To evaluate whether an interdisciplinary intervention program on lifestyle results in better quality of life (QoL) and lower frequencies of depression and binge eating disorder (BED) in individuals at risk for type 2 diabetes mellitus.
A total of 177 individuals (32.2% men, age 55.4 ± 12.5 years) at risk for diabetes were allocated to a 9-month traditional (TI) or intensive interdisciplinary intervention (II) on dietary habits and physical activity including psychoeducative groups. They were submitted to questionnaires and clinical and laboratory examinations. Predictors of non-adherence were analyzed by logistic regression.

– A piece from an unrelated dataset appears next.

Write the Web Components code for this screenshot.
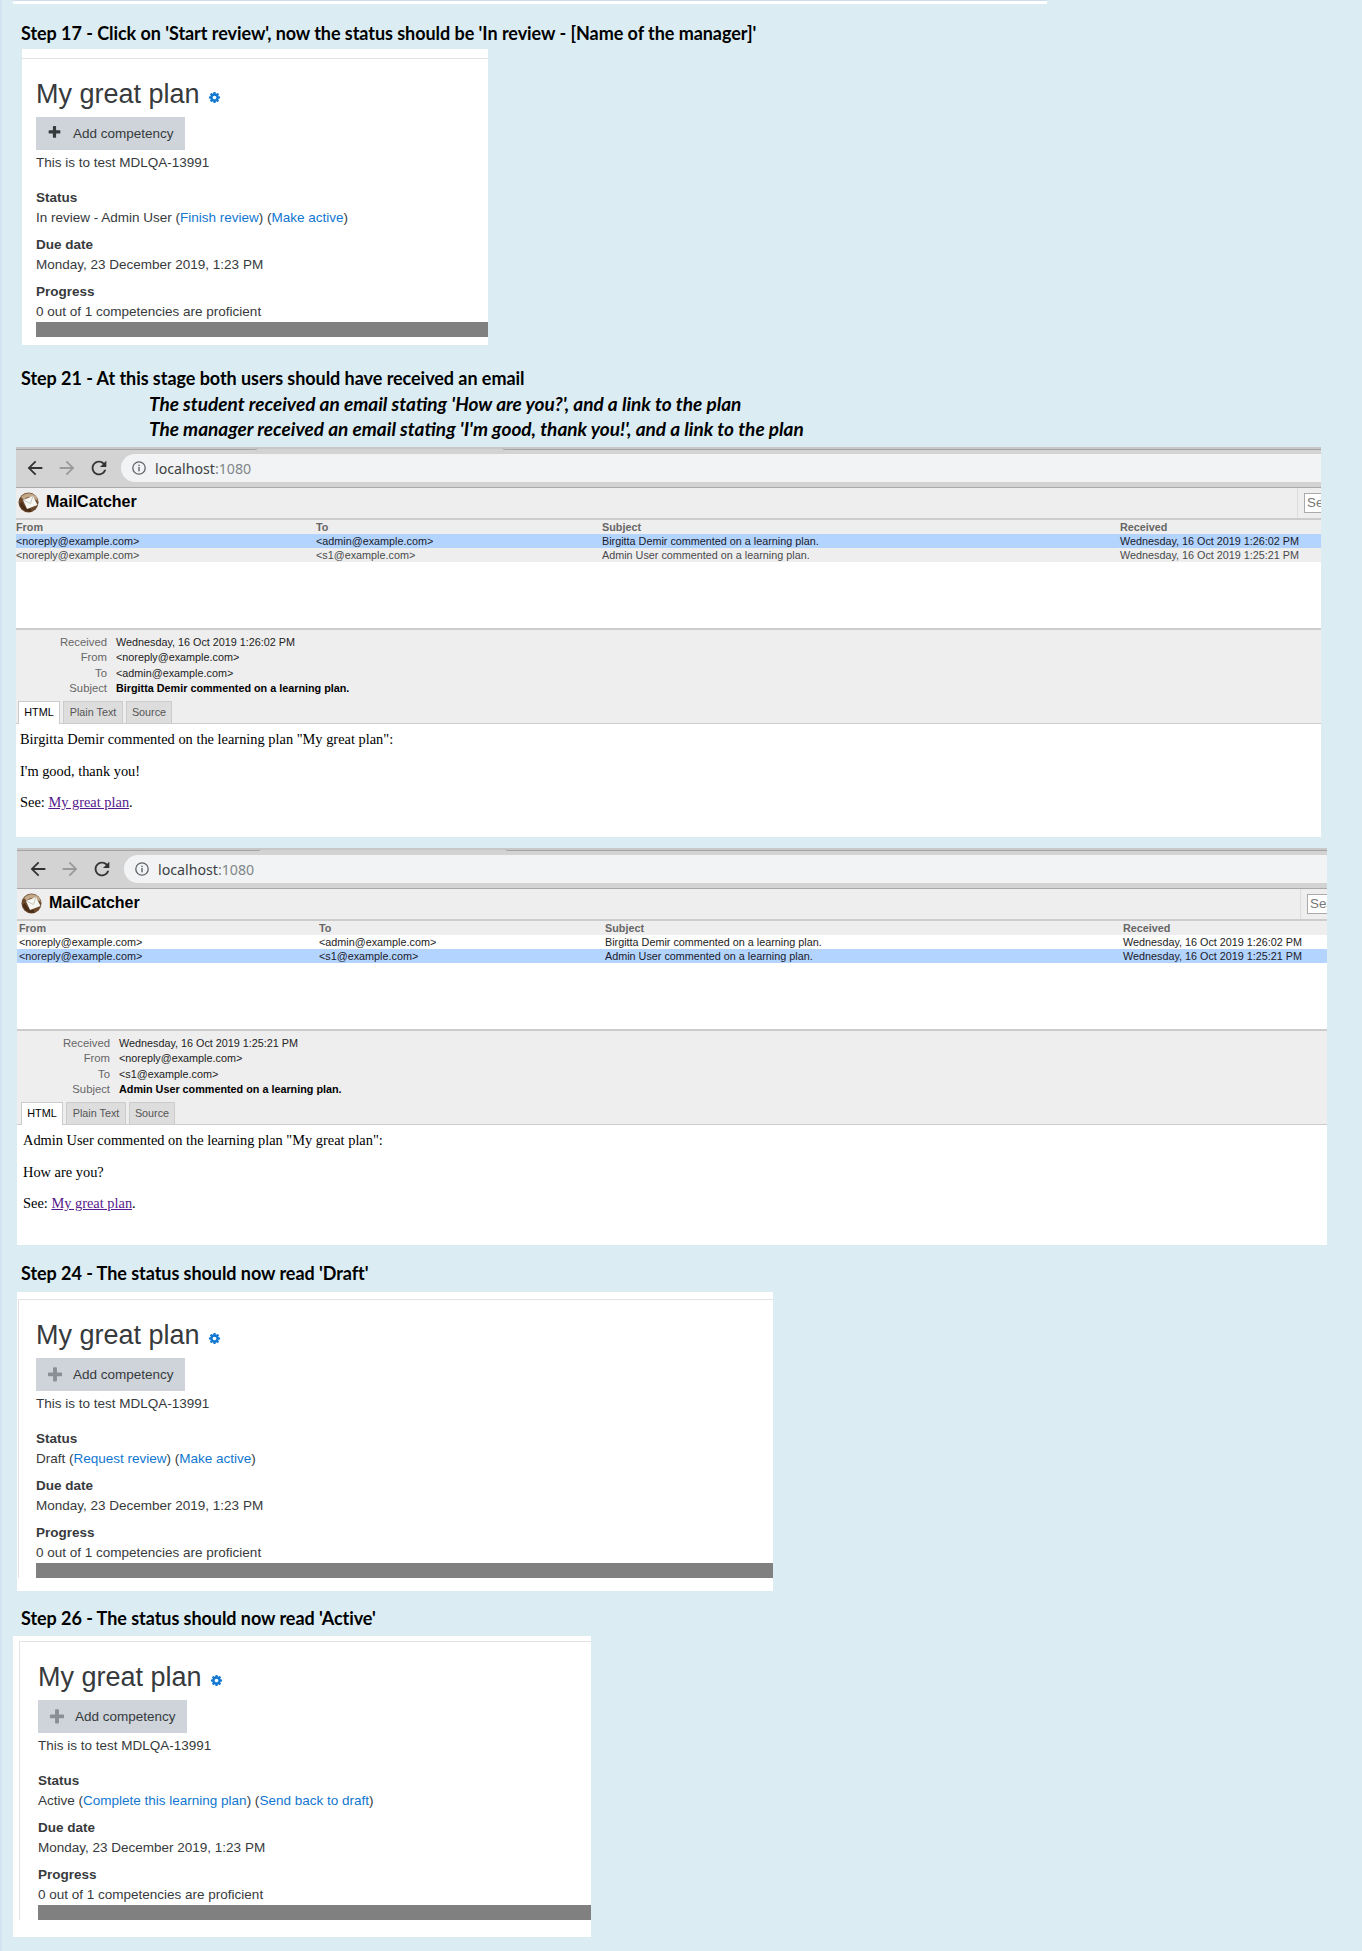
<!DOCTYPE html>
<html lang="en">
<head>
<meta charset="utf-8">
<title>MDLQA-13991</title>
<style>
  html, body { margin: 0; padding: 0; }
  body {
    background: #dbedf3;
    border-left: 2px solid #d5e3f0;
    height: 1951px;
    box-sizing: border-box;
    overflow: hidden;
    font-family: "Liberation Sans", Arial, sans-serif;
  }
  .strip {
    height: 3px;
    width: 1034px;
    margin-left: 11px;
    background: #fff;
    border-top: 1px solid #cfdcec;
  }
</style>
</head>
<body>
<div class="strip"></div>

<step-heading style="margin-top:18px">Step 17 - Click on 'Start review', now the status should be 'In review - [Name of the manager]'</step-heading>
<plan-card style="margin:2px 0 0 20px;width:466px" top="9" inset="14" bottom="8" plus="dark">
  In review - Admin User (<a href="#">Finish review</a>) (<a href="#">Make active</a>)
</plan-card>

<step-heading style="margin-top:22px">Step 21 - At this stage both users should have received an email</step-heading>
<step-heading note>The student received an email stating 'How are you?', and a link to the plan</step-heading>
<step-heading note>The manager received an email stating 'I'm good, thank you!', and a link to the plan</step-heading>

<mail-window style="margin:5px 0 0 14px;width:1305px;height:390px" selected="0" pad="0" search="Se" nav="24"
  received="Wednesday, 16 Oct 2019 1:26:02 PM" to="&lt;admin@example.com&gt;" subject="Birgitta Demir commented on a learning plan.">
  <p>Birgitta Demir commented on the learning plan "My great plan":</p>
  <p>I'm good, thank you!</p>
  <p>See: <a href="#">My great plan</a>.</p>
</mail-window>

<mail-window style="margin:11px 0 0 15px;width:1310px;height:397px" selected="1" pad="2" search="Sea" nav="27"
  received="Wednesday, 16 Oct 2019 1:25:21 PM" to="&lt;s1@example.com&gt;" subject="Admin User commented on a learning plan.">
  <p>Admin User commented on the learning plan "My great plan":</p>
  <p>How are you?</p>
  <p>See: <a href="#">My great plan</a>.</p>
</mail-window>

<step-heading style="margin-top:17px">Step 24 - The status should now read 'Draft'</step-heading>
<plan-card style="margin:5px 0 0 15px;width:756px" top="7" inset="19" edge="1" bottom="13">
  Draft (<a href="#">Request review</a>) (<a href="#">Make active</a>)
</plan-card>

<step-heading style="margin-top:16px">Step 26 - The status should now read 'Active'</step-heading>
<plan-card style="margin:4px 0 0 11px;width:578px" top="5" inset="25" edge="6" bottom="17">
  Active (<a href="#">Complete this learning plan</a>) (<a href="#">Send back to draft</a>)
</plan-card>

<script>
// Section titles of the test script, the "note" ones are the indented italic lines
class StepHeading extends HTMLElement {
    constructor() {
        super();
        this.attachShadow({ mode: 'open' });
        this.shadowRoot.innerHTML = `
            <style>
                :host {
                    display: block;
                    height: 25px;
                    line-height: 23px;
                    padding-left: 19px;
                    font-family: "Lato", "Open Sans", sans-serif;
                    font-weight: 700;
                    font-size: 18px;
                    letter-spacing: -0.05px;
                    color: #000;
                    white-space: nowrap;
                }
                :host([note]) {
                    padding-left: 147px;
                    font-style: italic;
                    font-size: 19px;
                    letter-spacing: 0;
                }
            </style>
            <slot></slot>
        `;
    }
}

// Moodle learning plan block
class PlanCard extends HTMLElement {
    constructor() {
        super();
        this.attachShadow({ mode: 'open' });
    }

    connectedCallback() {
        const top = this.getAttribute('top') || 9;
        const inset = Number(this.getAttribute('inset') || 14);
        const edge = this.getAttribute('edge');
        const bottom = this.getAttribute('bottom') || 8;
        const dark = this.getAttribute('plus') === 'dark';
        const plusColor = dark ? '#373a3c' : '#8a8f94';
        const plusSize = dark ? 15 : 18;
        const frameLeft = edge ? Number(edge) : 0;
        const contentLeft = edge ? inset - frameLeft - 1 : inset;

        this.shadowRoot.innerHTML = `
            <style>
                :host {
                    display: block;
                    background: #fff;
                    box-sizing: border-box;
                    padding-top: ${top}px;
                    padding-bottom: ${bottom}px;
                    font-family: "Liberation Sans", Arial, sans-serif;
                    font-size: 13.5px;
                    line-height: 20px;
                    color: #373a3c;
                }
                .frame {
                    margin-left: ${frameLeft}px;
                    padding-left: ${contentLeft}px;
                    border-top: 1px solid #e3e3e3;
                    ${edge ? 'border-left: 1px solid #e3e3e3;' : ''}
                }
                h2 {
                    margin: 16px 0 0;
                    font-size: 27px;
                    line-height: 38px;
                    font-weight: 400;
                    display: flex;
                    align-items: center;
                }
                h2 svg { margin: 6px 0 0 8px; }
                .add {
                    margin-top: 4px;
                    width: 149px;
                    height: 33px;
                    box-sizing: border-box;
                    background: #ced4da;
                    display: flex;
                    align-items: center;
                    position: relative;
                    padding-left: 37px;
                }
                .add svg { position: absolute; left: ${dark ? 11.4 : 9.6}px; top: 8px; }
                .desc { margin-top: 3px; }
                .label { font-weight: 700; margin-top: 7px; }
                .label.first { margin-top: 15px; }
                ::slotted(a) { color: #1177d1; text-decoration: none; }
                .bar { height: 15px; background: #808080; }
            </style>
            <div class="frame">
                <h2>My great plan
                    <svg width="13" height="13" viewBox="0 0 1792 1792"><path fill="#1177d1" d="M1152 896q0-106-75-181t-181-75-181 75-75 181 75 181 181 75 181-75 75-181zm512-109v222q0 12-8 23t-20 13l-185 28q-19 54-39 91 35 50 107 138 10 12 10 25t-9 23q-27 37-99 108t-94 71q-12 0-26-9l-138-108q-44 23-91 38-16 136-29 186-7 28-36 28h-222q-14 0-24.500-8.500t-11.500-21.500l-28-184q-49-16-90-37l-141 107q-10 9-25 9-14 0-25-11-126-114-165-168-7-10-7-23 0-12 8-23 15-21 51-66.500t54-70.500q-27-50-41-99l-183-27q-13-2-21-12.500t-8-23.500v-222q0-12 8-23t19-13l186-28q14-46 39-92-40-57-107-138-10-12-10-24 0-10 9-23 26-36 98.500-107.500t94.500-71.500q13 0 26 10l138 107q44-23 91-38 16-136 29-186 7-28 36-28h222q14 0 24.500 8.500t11.500 21.500l28 184q49 16 90 37l142-107q9-9 24-9 13 0 25 10 129 119 165 170 7 8 7 22 0 12-8 23-15 21-51 66.500t-54 70.500q26 50 41 98l183 28q13 2 21 12.500t8 23.500z"/></svg>
                </h2>
                <div class="add">
                    <svg width="${plusSize}" height="${plusSize}" viewBox="0 0 1792 1792"><path fill="${plusColor}" d="M1600 736v192q0 40-28 68t-68 28h-416v416q0 40-28 68t-68 28h-192q-40 0-68-28t-28-68v-416h-416q-40 0-68-28t-28-68v-192q0-40 28-68t68-28h416v-416q0-40 28-68t68-28h192q40 0 68 28t28 68v416h416q40 0 68 28t28 68z"/></svg>
                    Add competency
                </div>
                <div class="desc">This is to test MDLQA-13991</div>
                <div class="label first">Status</div>
                <div><slot></slot></div>
                <div class="label">Due date</div>
                <div>Monday, 23 December 2019, 1:23 PM</div>
                <div class="label">Progress</div>
                <div>0 out of 1 competencies are proficient</div>
                <div class="bar"></div>
            </div>
        `;
    }
}

// Chrome toolbar as it was cropped in the screenshots
class BrowserBar extends HTMLElement {
    constructor() {
        super();
        this.attachShadow({ mode: 'open' });
    }

    connectedCallback() {
        const pad = Number(this.getAttribute('pad') || 0);
        this.shadowRoot.innerHTML = `
            <style>
                :host {
                    display: block;
                    height: 40px;
                    background: #d3d3d3;
                    border-bottom: 1px solid #a9a9a9;
                }
                .tabs { display: flex; height: 7px; }
                .tabs div { height: 2px; background: #c8c8c8; border-bottom: 1px solid #a4a4a4; }
                .tabs .l { width: ${242 + pad}px; border-bottom-right-radius: 3px; }
                .tabs .gap { width: 244px; border-bottom: 0; }
                .tabs .r { flex: 1; border-bottom-left-radius: 3px; }
                .row { display: flex; align-items: center; height: 28px; }
                .btns { width: ${105 + pad}px; position: relative; height: 28px; flex: none; }
                .btns svg { position: absolute; top: 3px; }
                .pill {
                    flex: 1;
                    height: 28px;
                    background: #f1f3f4;
                    border-radius: 14px 0 0 14px;
                    display: flex;
                    align-items: center;
                    padding-left: 11px;
                    font-family: "Noto Sans", "Open Sans", sans-serif;
                    font-size: 14.2px;
                    color: #3c4043;
                }
                .pill svg { margin-right: 9px; }
                .pill span { color: #80868b; }
            </style>
            <div class="tabs"><div class="l"></div><div class="gap"></div><div class="r"></div></div>
            <div class="row">
                <div class="btns">
                    <svg style="left:${8.3 + pad}px" width="22" height="22" viewBox="0 0 24 24"><path fill="#333" d="M20 11H7.830l5.590-5.590L12 4l-8 8 8 8 1.410-1.410L7.830 13H20v-2z"/></svg>
                    <svg style="left:${40.3 + pad}px" width="22" height="22" viewBox="0 0 24 24"><path fill="#9a9a9a" d="M4 11h12.170l-5.590-5.590L12 4l8 8-8 8-1.410-1.410L16.170 13H4v-2z"/></svg>
                    <svg style="left:${72.3 + pad}px" width="22" height="22" viewBox="0 0 24 24"><path fill="#333" d="M17.650 6.350C16.200 4.900 14.210 4 12 4c-4.420 0-7.990 3.580-7.990 8s3.570 8 7.990 8c3.730 0 6.840-2.550 7.730-6h-2.080c-.82 2.330-3.040 4-5.650 4-3.310 0-6-2.690-6-6s2.690-6 6-6c1.660 0 3.140.69 4.220 1.780L13 11h7V4l-2.350 2.350z"/></svg>
                </div>
                <div class="pill">
                    <svg width="14" height="14" viewBox="0 0 14 14"><circle cx="7" cy="7" r="6.200" fill="none" stroke="#5f6368" stroke-width="1.300"/><rect x="6.300" y="6" width="1.400" height="4.300" fill="#5f6368"/><rect x="6.300" y="3.700" width="1.400" height="1.400" fill="#5f6368"/></svg>
                    localhost<span>:1080</span>
                </div>
            </div>
        `;
    }
}

// One MailCatcher window: message list, headers and the HTML part of the message
class MailWindow extends HTMLElement {
    constructor() {
        super();
        this.attachShadow({ mode: 'open' });
    }

    row(from, to, subject, received, cls) {
        return `<div class="cols ${cls}"><span>${from}</span><span>${to}</span><span>${subject}</span><span>${received}</span></div>`;
    }

    connectedCallback() {
        const selected = this.getAttribute('selected');
        const pad = this.getAttribute('pad') || 0;
        const nav = this.getAttribute('nav') || 24;
        const esc = (s) => s.replace(/</g, '&lt;').replace(/>/g, '&gt;');
        const from = '&lt;noreply@example.com&gt;';

        this.shadowRoot.innerHTML = `
            <style>
                :host {
                    display: block;
                    background: #fff;
                    overflow: hidden;
                    font-family: "Liberation Sans", Arial, sans-serif;
                    font-size: 10.8px;
                    color: #000;
                }
                header {
                    height: 30px;
                    background: #eee;
                    border-bottom: 2px solid #ccc;
                    display: flex;
                    align-items: center;
                    padding-left: ${pad}px;
                }
                header svg { margin: -2px 6px 0 2px; flex: none; }
                h1 { margin: -2px 0 0; font-size: 16px; font-weight: 700; line-height: 30px; }
                nav {
                    margin-left: auto;
                    width: ${nav}px;
                    height: 30px;
                    box-sizing: border-box;
                    border-left: 1px solid #ddd;
                    padding: 5px 0 0 6px;
                    overflow: hidden;
                    flex: none;
                }
                nav span {
                    display: block;
                    height: 20px;
                    width: 60px;
                    box-sizing: border-box;
                    border: 1px solid #aaa;
                    background: #fff;
                    color: #777;
                    font-size: 13.33px;
                    line-height: 18px;
                    padding-left: 2px;
                }
                .cols {
                    display: grid;
                    grid-template-columns: 300px 286px 518px 1fr;
                    height: 14px;
                    line-height: 14px;
                    padding-left: ${pad}px;
                    color: #4a4a4a;
                    white-space: nowrap;
                }
                .head { background: #eee; color: #666; font-weight: 700; }
                .sel { background: #b3d4ff; color: #1a1a2a; }
                .even { background: #eee; }
                .plain { background: #fff; color: #222; }
                .list { height: 108px; border-bottom: 2px solid #ccc; }
                .detail {
                    height: 94px;
                    background: #eee;
                    border-bottom: 1px solid #ccc;
                    box-sizing: border-box;
                    padding: 4.500px 0 0 ${pad}px;
                }
                dl {
                    margin: 0;
                    display: grid;
                    grid-template-columns: 91px 1fr;
                    column-gap: 9px;
                    grid-auto-rows: 15.500px;
                    line-height: 15.500px;
                }
                dt { text-align: right; color: #666; font-size: 11.300px; }
                dd { margin: 0; color: #222; }
                dd.subj { font-weight: 700; color: #000; }
                .tabs {
                    display: flex;
                    gap: 3px;
                    margin: 4.500px 0 0 2px;
                    height: 23px;
                }
                .tabs div {
                    box-sizing: border-box;
                    height: 22px;
                    line-height: 20px;
                    text-align: center;
                    background: #ddd;
                    border: 1px solid #ccc;
                    border-bottom: 0;
                    color: #555;
                }
                .tabs .on { background: #fff; height: 23px; color: #000; }
                .body { padding: 7px 0 0 ${4 + Number(pad)}px; font-family: "Liberation Serif", "Times New Roman", serif; font-size: 14.4px; color: #000; }
                ::slotted(p) { margin: 0 0 15.500px !important; line-height: 16px; }
            </style>
            <browser-bar pad="${pad}"></browser-bar>
            <header>
                <svg width="22" height="21" viewBox="0 0 22 21">
                    <ellipse cx="10.500" cy="10.500" rx="10" ry="10" fill="#6b4a2e"/>
                    <path d="M3 5 Q10 -2 18 4 L20 9 L15 6 Q9 3 6 8 Z" fill="#c3a888"/>
                    <path d="M1.500 12 Q4 20 13 20 L13 17 Q7 17 4 10 Z" fill="#4a2e18"/>
                    <path d="M5 8 L15 4 L19.500 13 L9 17 Z" fill="#f7f7f4"/>
                    <path d="M5 8 L12.500 11.500 L15 4" fill="none" stroke="#bdbdb5" stroke-width=".8"/>
                </svg>
                <h1>MailCatcher</h1>
                <nav><span>${this.getAttribute('search')}</span></nav>
            </header>
            <div class="list">
                ${this.row('From', 'To', 'Subject', 'Received', 'head')}
                ${this.row(from, '&lt;admin@example.com&gt;', 'Birgitta Demir commented on a learning plan.', 'Wednesday, 16 Oct 2019 1:26:02 PM', selected === '0' ? 'sel' : 'plain')}
                ${this.row(from, '&lt;s1@example.com&gt;', 'Admin User commented on a learning plan.', 'Wednesday, 16 Oct 2019 1:25:21 PM', selected === '1' ? 'sel' : 'even')}
            </div>
            <div class="detail">
                <dl>
                    <dt>Received</dt><dd>${this.getAttribute('received')}</dd>
                    <dt>From</dt><dd>${from}</dd>
                    <dt>To</dt><dd>${esc(this.getAttribute('to'))}</dd>
                    <dt>Subject</dt><dd class="subj">${this.getAttribute('subject')}</dd>
                </dl>
                <div class="tabs"><div class="on" style="width:42px">HTML</div><div style="width:60px">Plain Text</div><div style="width:46px">Source</div></div>
            </div>
            <div class="body"><slot></slot></div>
        `;
    }
}

customElements.define('step-heading', StepHeading);
customElements.define('plan-card', PlanCard);
customElements.define('browser-bar', BrowserBar);
customElements.define('mail-window', MailWindow);
</script>
<style>
  mail-window a { color: #551a8b; text-decoration: underline; }
</style>
</body>
</html>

Only individuals submitted to II had blood pressure and plasma glucose levels reduced. Frequencies of depression reduced in both interventions but of BED only in II (28.0–4.0%, P < 0.001). Increments in the scores of SF-36 domains (physical functioning: 11.1 ± 14.0 vs. 5.3 ± 13.0, role-emotional: 20.4 ± 40.2 vs. 6.2 ± 43.8, P = 0.05) were greater in the II than in TI, respectively. Changes in SF-36 correlated with decreases in anthropometry, blood pressure and glucose levels, depression and BED scores. Male gender was independently associated with non-adherence to the II.
In addition to metabolic benefits, an interdisciplinary approach may induce desirable extrametabolic effects, favoring the control of psychiatric disorders and improving the QoL of individuals at risk for diabetes.